Q: I made too much money last year. Should I still apply for financial aid?
A: Yes, you never know what you may qualify for if you don't apply. You may at least be considered eligible for the Stafford unsubsidized loan to help cover your educational expenses.

Q: If I withdraw from the program, what happens to the federal aid I've received?
A: To request a withdrawal from the school, a student must make a written request of withdrawal to the school's registrar. The date of withdrawal will be the date the registrar receives the written request.

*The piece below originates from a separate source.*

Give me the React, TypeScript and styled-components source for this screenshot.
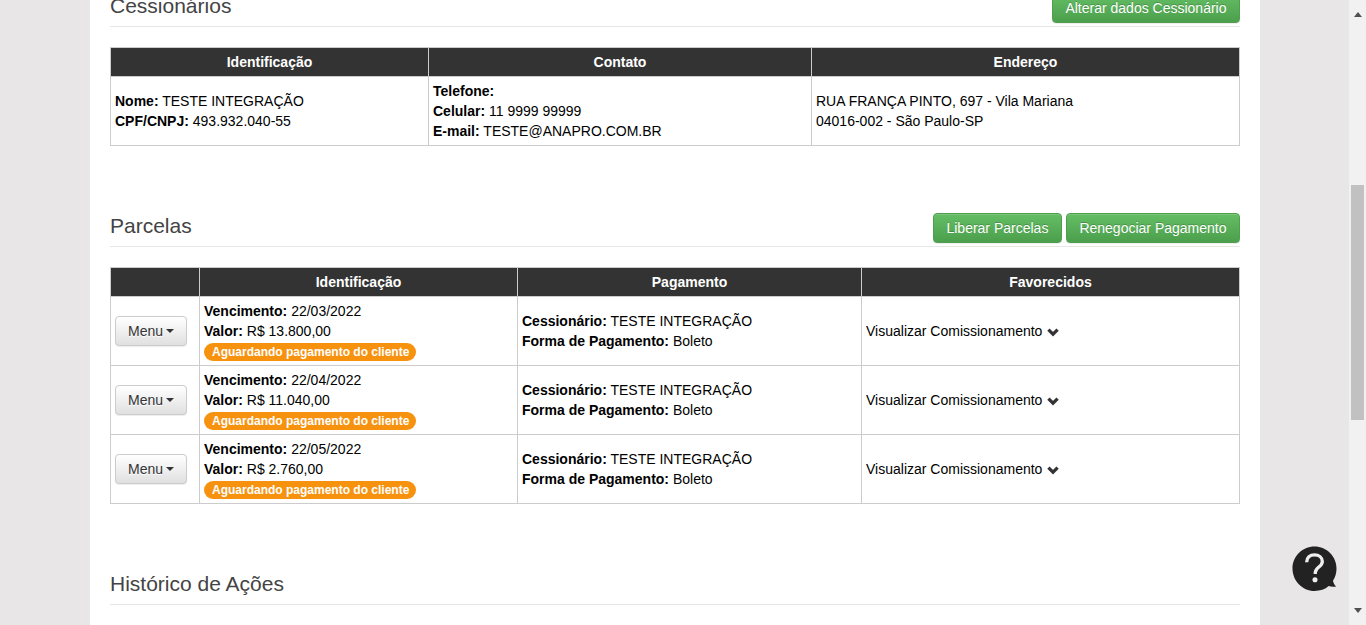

Section 484 (b) of the Higher Education Act specifies a formula that requires federal aid recipients to "earn" the aid they receive while enrolled in school at least halftime. The amount of Title IV (federal) aid "earned" is determined by multiplying the total Title IV aid for which the student qualified by the percentage of time during the term that the student was enrolled. Students who withdraw prior to completing 60% of the semester in which they receive federal student aid may be required to return some of the aid they were awarded.

The formula assumes that a student uses Title IV aid (e.g. Stafford or Perkins loans) to pay institutional charges i.e. tuition, fees, rent and certain other institutional charges. Withdrawal prior to completing 60% of the semester for which aid was awarded requires that a pro rata portion of the aid must be returned to the federal government (lender).

First, the school will return to the appropriate federal fund source a proportional share of institutional charges that were paid. In general, the effect of this "return of Title IV aid" by the institution is to reduce an outstanding federal loan balance. Second, if the amount returned by the school is not enough to repay the entire amount not "earned" the student will be required to repay "unearned" Title IV aid to the lender.

If a student is entitled to a refund from the school for amounts paid to cover institutional charges, any refund due will first be applied to the obligation to return "unearned" aid. Thus, portions of institutional refunds may be applied to an outstanding Stafford and/ or Perkins Loan.

This policy is based on 34 CFR, Section 668.22 of Title IV of the Higher Education Act of 1965, as amended.